SHANGHAI, China, October 28, 2003 (ENS) - The first Chinese producer of organic honey, a manufacturer of testing kits to detect genetically modified organisms, and an organic food company have won the first green business competition in China. The contest is sponsored by New Ventures, a project of the World Resources Institute's Sustainable Enterprise Program.

One of the winning companies is Beijing Organic Foods Co., Ltd., a pioneer enterprise in China's organic foods market which currently has sales of $2.3 million. The company sells products in 60 supermarkets throughout 12 cities in China.
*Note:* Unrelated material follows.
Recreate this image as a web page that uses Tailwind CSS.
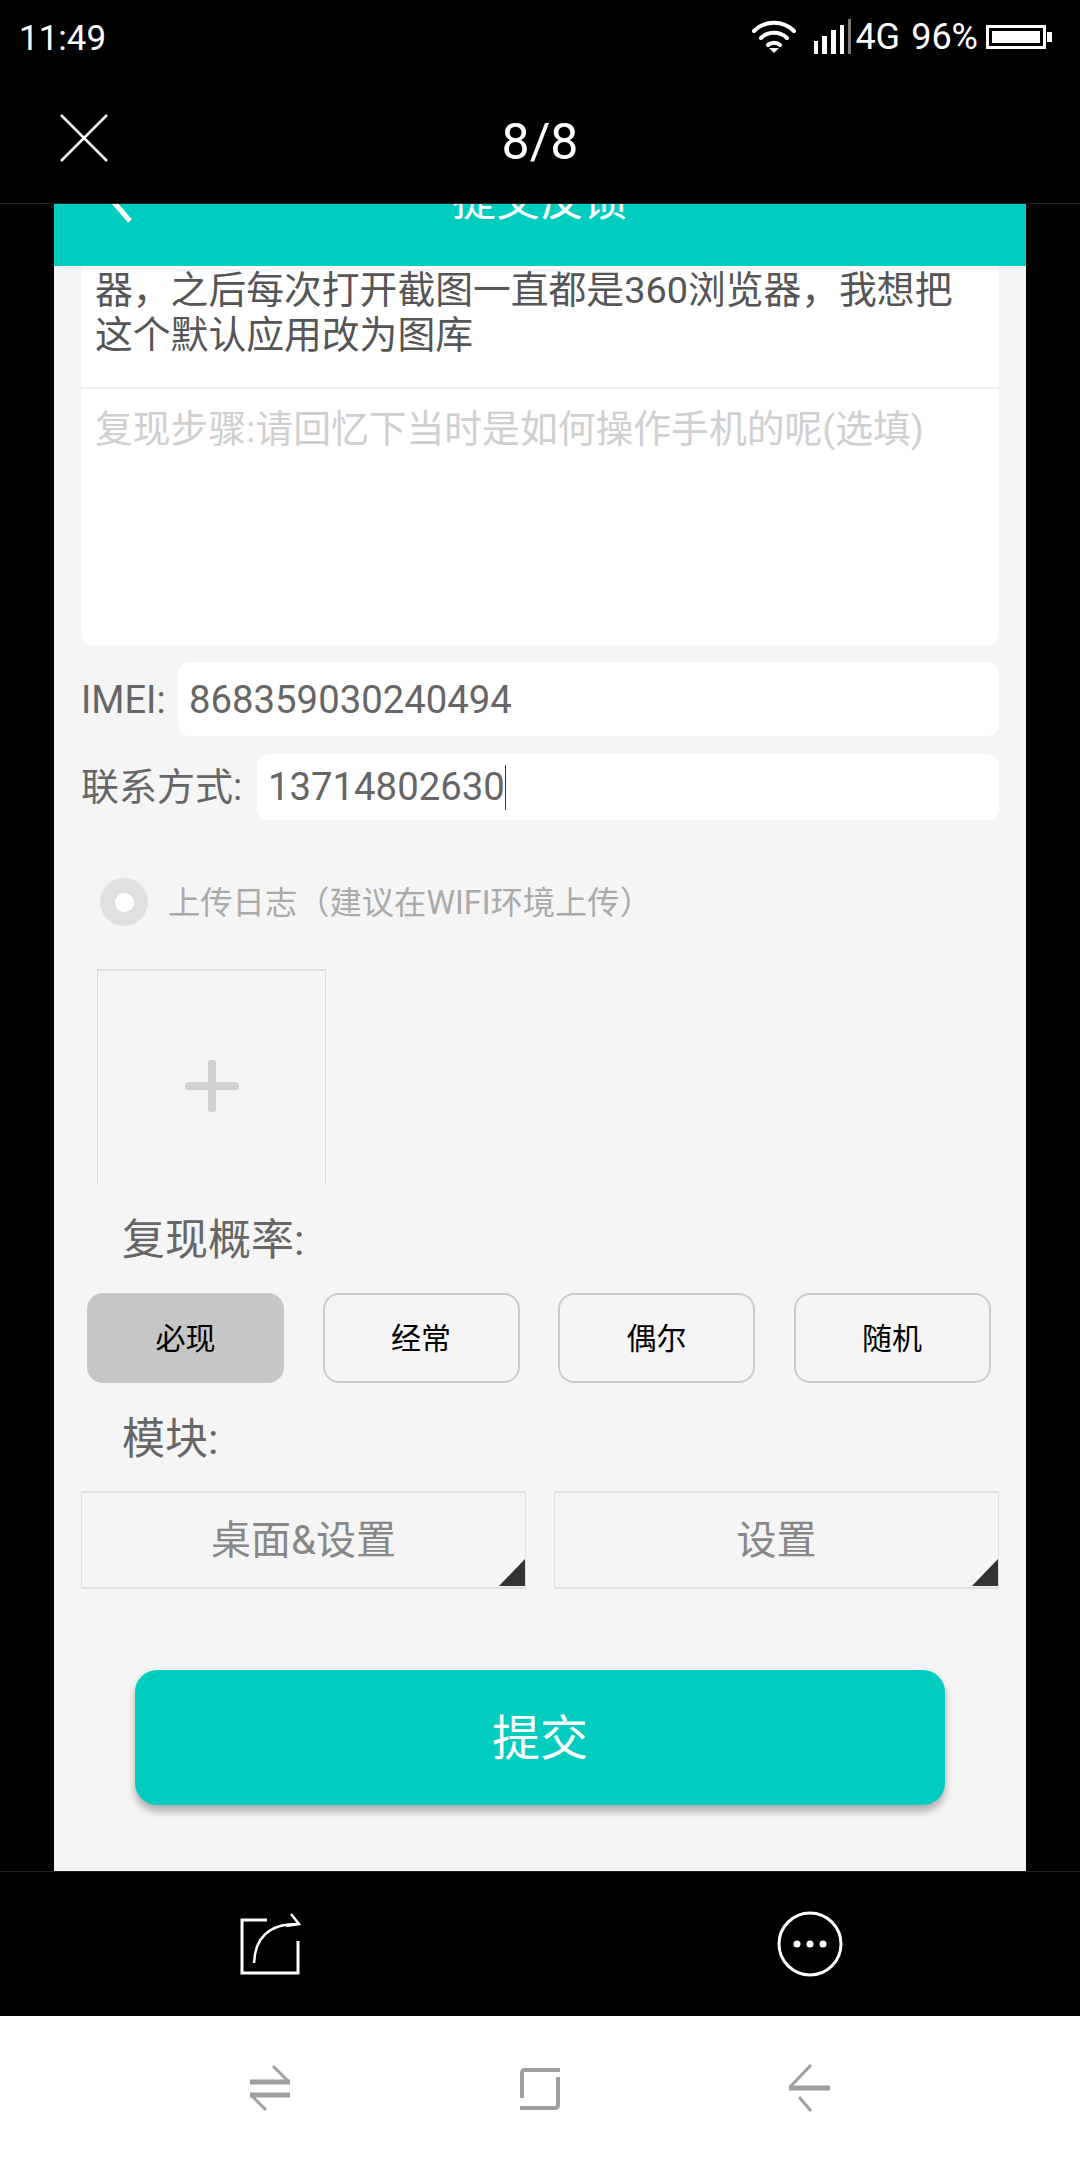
<!DOCTYPE html>
<html lang="en">
<head>
    <meta charset="UTF-8">
    <meta name="viewport" content="width=device-width, initial-scale=1.0">
    <title>提交反馈</title>
    <script src="https://cdn.jsdelivr.net/npm/@tailwindcss/browser@4"></script>
</head>
<body class="bg-black font-['Roboto','Noto_Sans_CJK_SC',sans-serif]">
    <div class="w-[1080px] h-[2160px] flex flex-col overflow-hidden">
        <!-- status bar + viewer title -->
        <div class="h-[204px] shrink-0 bg-black border-b border-[#222] text-white">
            <div class="h-[74px] flex items-center pl-[19px] pr-[28px]">
                <span class="text-[35px] leading-none pt-[2px]">11:49</span>
                <svg class="ml-auto" width="44" height="34" viewBox="0 0 44 34" fill="none" stroke="white" stroke-width="4" stroke-linecap="round">
                    <path d="M2 11C13 0 31 0 42 11"/>
                    <path d="M9 18C16 11 28 11 35 18"/>
                    <path d="M16 25C19 22 25 22 28 25"/>
                    <path d="M22 33l-5-5h10z" fill="white" stroke="none"/>
                </svg>
                <svg class="ml-[18px]" width="38" height="36" viewBox="0 0 38 36">
                    <rect x="0" y="22" width="4" height="13" fill="white"/>
                    <rect x="8" y="17" width="5" height="18" fill="white"/>
                    <rect x="17" y="11" width="5" height="24" fill="white"/>
                    <rect x="26" y="6" width="4" height="29" fill="white"/>
                    <rect x="34" y="0" width="3" height="35" fill="#777"/>
                </svg>
                <span class="ml-[3px] text-[36px] leading-none">4G</span>
                <span class="ml-[11px] text-[36px] leading-none">96%</span>
                <div class="ml-[8px] w-[60px] h-[24px] border-[3px] border-white p-[3px]">
                    <div class="w-full h-full bg-white"></div>
                </div>
                <div class="w-[5px] h-[10px] ml-[1px] bg-white"></div>
            </div>
            <div class="h-[130px] relative flex items-center justify-center">
                <svg class="absolute left-[59px] top-[39px]" width="50" height="50" viewBox="0 0 50 50" stroke="white" stroke-width="2.5">
                    <path d="M2 2L48 48M48 2L2 48"/>
                </svg>
                <span class="text-[50px] leading-none pt-[5px]">8/8</span>
            </div>
        </div>

        <!-- page inside the viewer -->
        <div class="h-[1667px] shrink-0 mx-[54px] bg-[#f5f5f5] overflow-hidden">
            <div class="h-[62px] bg-[#00ccc0] overflow-hidden relative flex justify-center">
                <svg class="absolute left-[50px] top-0" width="34" height="20" viewBox="0 0 34 20" stroke="white" stroke-width="5" fill="none">
                    <path d="M6 -6L26 17"/>
                </svg>
                <span class="text-[44px] leading-[44px] h-[44px] -mt-[25px] text-white">提交反馈</span>
            </div>

            <div class="mx-[27px]">
                <div class="bg-white rounded-b-xl h-[379px] text-[37.8px] leading-[45px] text-[#555]">
                    <div class="h-[123px] pt-[2px] pl-[14px] border-b-2 border-[#eeeeee]">
                        器，之后每次打开截图一直都是360浏览器，我想把<br>这个默认应用改为图库
                    </div>
                    <div class="pt-[18px] pl-[14px] text-[#cfcfcf]">复现步骤:请回忆下当时是如何操作手机的呢(选填)</div>
                </div>

                <div class="mt-[17px] h-[74px] flex items-center text-[#666]">
                    <span class="w-[97px] shrink-0 text-[38px] pt-[2px]">IMEI:</span>
                    <div class="flex-1 h-full bg-white rounded-xl flex items-center pl-[11px] pt-[2px] text-[38.3px]">868359030240494</div>
                </div>
                <div class="mt-[18px] h-[66px] flex items-center text-[#666]">
                    <span class="w-[176px] shrink-0 text-[38px]">联系方式:</span>
                    <div class="flex-1 h-full bg-white rounded-xl flex items-center pl-[11px] text-[38.3px]">
                        13714802630<span class="w-px h-[45px] bg-[#333]"></span>
                    </div>
                </div>

                <div class="mt-[58px] h-[48px] ml-[19px] flex items-center">
                    <div class="w-[48px] h-[48px] rounded-full bg-[#e0e0e0] flex items-center justify-center">
                        <div class="w-[19px] h-[19px] rounded-full bg-white"></div>
                    </div>
                    <span class="ml-[20px] pt-[2px] text-[32.3px] text-[#aaaaaa]">上传日志（建议在WIFI环境上传）</span>
                </div>

                <div class="mt-[43px] ml-[16px] w-[229px] h-[216px] pt-[16px] border-x border-t-2 border-[#dddddd] flex items-center justify-center">
                    <svg width="54" height="52" viewBox="0 0 54 52" fill="#d0d0d0">
                        <rect x="0" y="22" width="54" height="8" rx="3"/>
                        <rect x="23" y="0" width="8" height="52" rx="3"/>
                    </svg>
                </div>

                <div class="mt-[30px] ml-[41px] h-[50px] flex items-center text-[43px] text-[#666]">复现概率:</div>

                <div class="mt-[28px] ml-[6px] flex gap-[38.5px] text-[30px] text-black">
                    <div class="w-[197px] h-[90px] rounded-2xl border-2 border-[#c6c6c6] bg-[#c6c6c6] flex items-center justify-center">必现</div>
                    <div class="w-[197px] h-[90px] rounded-2xl border-2 border-[#cccccc] flex items-center justify-center">经常</div>
                    <div class="w-[197px] h-[90px] rounded-2xl border-2 border-[#cccccc] flex items-center justify-center">偶尔</div>
                    <div class="w-[197px] h-[90px] rounded-2xl border-2 border-[#cccccc] flex items-center justify-center">随机</div>
                </div>

                <div class="mt-[31px] ml-[41px] h-[50px] flex items-center text-[43px] text-[#666]">模块:</div>

                <div class="mt-[27px] flex gap-[28px] text-[40px] text-[#888888]">
                    <div class="relative flex-1 h-[98px] pt-[2px] border-x border-y-2 border-[#e0e0e0] flex items-center justify-center">
                        桌面&amp;设置
                        <svg class="absolute right-0 bottom-[1px]" width="26" height="27" viewBox="0 0 26 27"><path d="M26 0V27H0z" fill="#333"/></svg>
                    </div>
                    <div class="relative flex-1 h-[98px] pt-[2px] border-x border-y-2 border-[#e0e0e0] flex items-center justify-center">
                        设置
                        <svg class="absolute right-0 bottom-[1px]" width="26" height="27" viewBox="0 0 26 27"><path d="M26 0V27H0z" fill="#333"/></svg>
                    </div>
                </div>
            </div>

            <div class="mt-[81px] mx-[81px] h-[135px] pt-[2px] rounded-[22px] bg-[#00ccc0] shadow-[0_6px_8px_rgba(0,0,0,0.3)] flex items-center justify-center text-[48px] text-white">提交</div>
        </div>

        <!-- viewer actions -->
        <div class="h-[145px] shrink-0 bg-black border-t border-[#222] flex">
            <div class="w-[540px] flex items-center justify-center pl-[2px]">
                <svg width="64" height="66" viewBox="0 0 64 66" fill="none" stroke="white" stroke-width="3">
                    <path d="M28 9H3V62H59V30"/>
                    <path d="M15 52C16 30 27 13 58 13" stroke-width="2.5"/>
                    <path d="M52 3L60 13L47 15" stroke-width="2.5"/>
                </svg>
            </div>
            <div class="w-[540px] flex items-center justify-center">
                <svg width="66" height="66" viewBox="0 0 66 66" fill="white">
                    <circle cx="33" cy="33" r="31" fill="none" stroke="white" stroke-width="3"/>
                    <circle cx="20" cy="33" r="3.5"/>
                    <circle cx="33" cy="33" r="3.5"/>
                    <circle cx="46" cy="33" r="3.5"/>
                </svg>
            </div>
        </div>

        <!-- system nav -->
        <div class="h-[144px] shrink-0 bg-white flex items-center justify-center gap-[226px]">
            <svg width="44" height="48" viewBox="0 0 44 48" fill="none" stroke="#a09ea0" stroke-width="4">
                <path d="M2 18H42" stroke-width="5"/>
                <path d="M25 2L41 18" stroke-width="3"/>
                <path d="M2 31H42" stroke-width="5"/>
                <path d="M3 31L18 46" stroke-width="3"/>
            </svg>
            <svg width="44" height="44" viewBox="0 0 44 44" fill="none" stroke="#a09ea0" stroke-width="4">
                <path d="M42 4H7Q4 4 4 7V32"/>
                <path d="M2 42H37Q40 42 40 39V11"/>
            </svg>
            <svg class="-translate-x-[2px]" width="44" height="48" viewBox="0 0 44 48" fill="none" stroke="#a09ea0" stroke-width="3">
                <path d="M25 1L4 23"/>
                <path d="M3 24H44" stroke-width="5"/>
                <path d="M13 33L25 47"/>
            </svg>
        </div>
    </div>
</body>
</html>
Also a winner is ChongQing Jinbiao Biotechnology Company, Ltd, a company that manufactures and markets testing kits that can detect genetically modified organisms in one minute and cost one-fourth less than the industry average.

The third winning firm is Nanjing Ruikang Agriculture Co., Ltd., a company that produces and exports organic honey to the United States, Japan and Europe and holds 66 percentage of the global market for organic royal jelly.

The winners, chosen from among 10 finalists, were announced at the end of the first annual New Ventures Investor Forum in China, held October 21-22, in Shanghai. It is a marketplace for investors in sustainable enterprises. The forum is sponsored by the World Resources Institute (WRI) and Citigroup.

The winning companies, whose business plans call for investments ranging from $500,000 to $1.5 million, now will have the opportunity to negotiate for venture capital with these investors.

"Although three companies were selected for special mention, I believe that all the 10 finalists are winners. The experience they gained through the New Ventures program will bring them to the next level of sophistication to meet requirements in future business planning and expansion," said Richard Stanley, Citigroup country officer for China.

Since September 2000, New Ventures has hosted three investor forums in Latin America that have facilitated investments of $6.4 million to several sustainable businesses. Last year, WRI and Citigroup expanded the New Ventures program to China.

"The businesses represented at the forum demonstrate that there are profitable opportunities in China's fast growing environmental sectors," said Luiz Ros, director of WRI's New Ventures program.

At the forum, the International Finance Corporation signed an agreement to bring the New Ventures program to Indonesia.